と言っている私自身が全くその通りなので、ずるいんだけどもね。
と私が自分に言い訳してしまった!
というかなりあくどいし厳しいし本当のところはわからないことですので、もはや私は感服してしまうほどです。
世間的には反感しか買わないことを言っています。
きっと誰かを自殺に追い込んでいるかもしれないと彼自身も思いつつ、だからこそ、自殺をするなと口酸っぱく言っているのか。
そんな感じです。
全くもって、中島義道は、(精神的にとか世間的にという意味で)いい方向に向かわせたいわけではないです。
彼自身の道徳宗教の布教活動のように思われます。
彼自身の第1の道徳はいかなる場合であろうとも「道徳的であれ」ということです。
道徳的であるとは、善人であることとは全く違います。
私は何も悪いことはしていないといいはる善人よりも、むしろ犯罪に手を染めて、そのことがずっと心に体に引っかかり続け、「俺がしたことはどうだったのだろうか」と答えのない問いに引き摺り回され身も心もボロボロになる状態が道徳的ということです。
第2は「嘘をつくな」ということです。
例えば、殺人鬼がやってきて、まみさんを探しているとします。そして、私に聞かれたら、私は嘘をつかずにそこにいると真実を答えるということです。

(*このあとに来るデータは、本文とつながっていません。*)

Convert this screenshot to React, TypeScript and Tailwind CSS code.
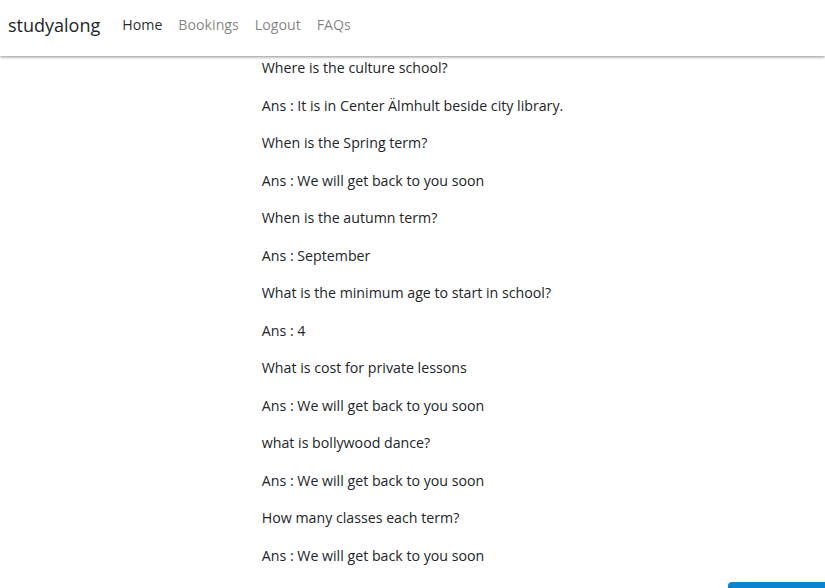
import React from 'react'

const faqs = [
  ['Where is the culture school?', 'It is in Center Älmhult beside city library.'],
  ['When is the Spring term?', 'We will get back to you soon'],
  ['When is the autumn term?', 'September'],
  ['What is the minimum age to start in school?', '4'],
  ['What is cost for private lessons', 'We will get back to you soon'],
  ['what is bollywood dance?', 'We will get back to you soon'],
  ['How many classes each term?', 'We will get back to you soon'],
]

export default function App() {
  return (
    <div className="min-h-screen bg-white text-[#212529] font-['Open_Sans',sans-serif] overflow-hidden">
      <nav className="flex items-center h-[56px] px-2 pb-[6px] bg-white shadow-[0_1px_3px_rgba(0,0,0,0.45)]">
        <span className="text-[18px] mr-[22px] text-[#212529]">studyalong</span>
        <div className="flex gap-[16px] text-[14.2px]">
          <a className="text-black/85">Home</a>
          <a className="text-black/50">Bookings</a>
          <a className="text-black/50">Logout</a>
          <a className="text-black/50">FAQs</a>
        </div>
      </nav>
      <div className="mx-auto w-fit pt-[1px] text-[14.2px]">
        {faqs.map(([q, a]) => (
          <div key={q}>
            <p className="leading-[22px] mb-[15.5px]">{q}</p>
            <p className="leading-[22px] mb-[15.5px]">Ans : {a}</p>
          </div>
        ))}
      </div>
      <div className="flex justify-end">
        <button className="w-[97px] h-[38px] rounded-l-[4px] bg-[#0a84cf] text-white"></button>
      </div>
    </div>
  )
}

そして、そのためなら、他のすべてのものを犠牲にせよということらしいです。
中島義道は、自分自身がそれができず、自分がずるいことに苦しみながら、それを嘘を絡めて、魅力的な言葉で、ひきこもりなどの弱者に寄り添うかのようにして語りますが、場合によっては最後に、真実によって突き落とします。

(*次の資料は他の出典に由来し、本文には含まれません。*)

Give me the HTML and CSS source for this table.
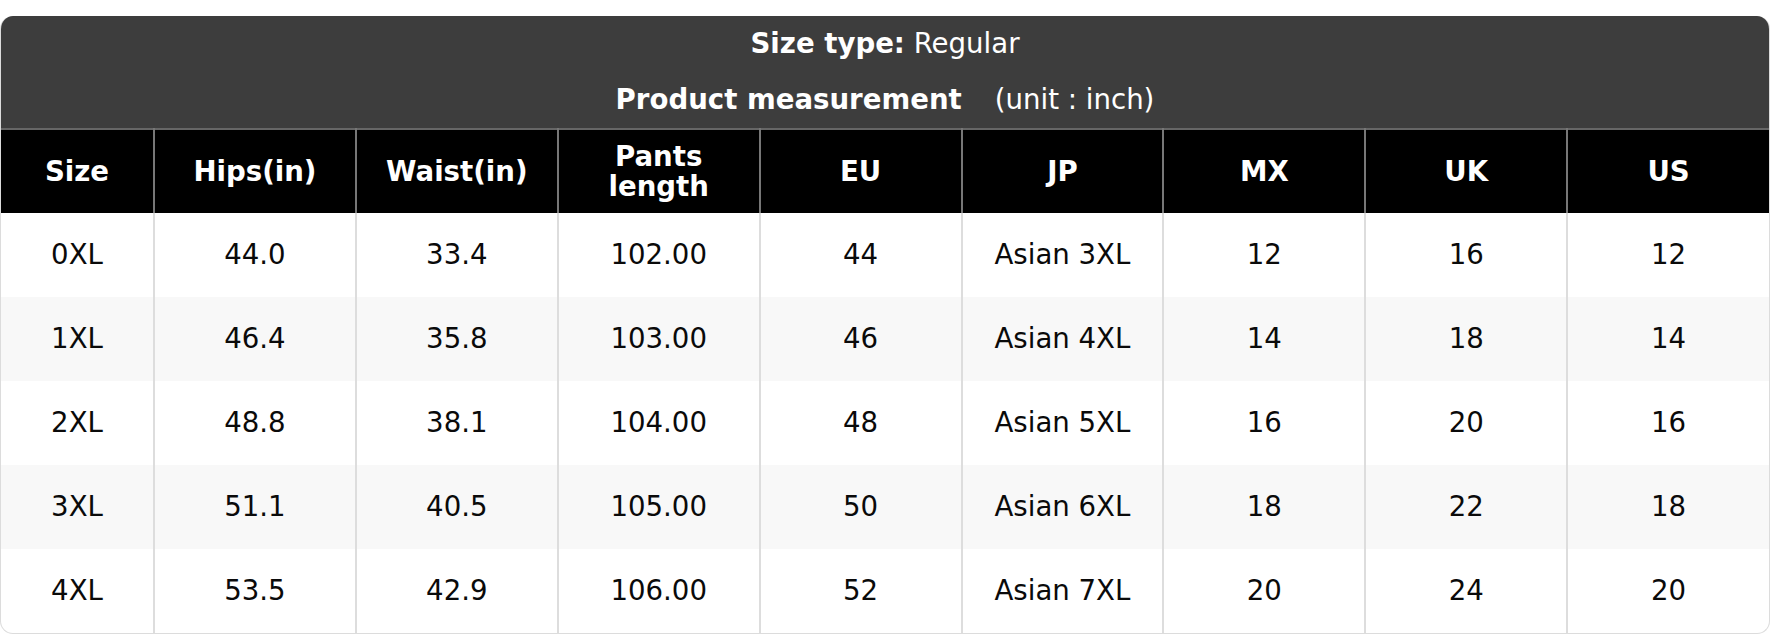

読んだのは、そんな感じでした。しかし、反社会的とはこういうことです。
私は一部分に共感しましたが、中島義道は共感も求めていません。
共感など求めていないと言いながら、共感の念を起こす本を書き、中島義道自身がそれについて言い訳をするという。
多くの人からして、受け入れられない本だとは思います。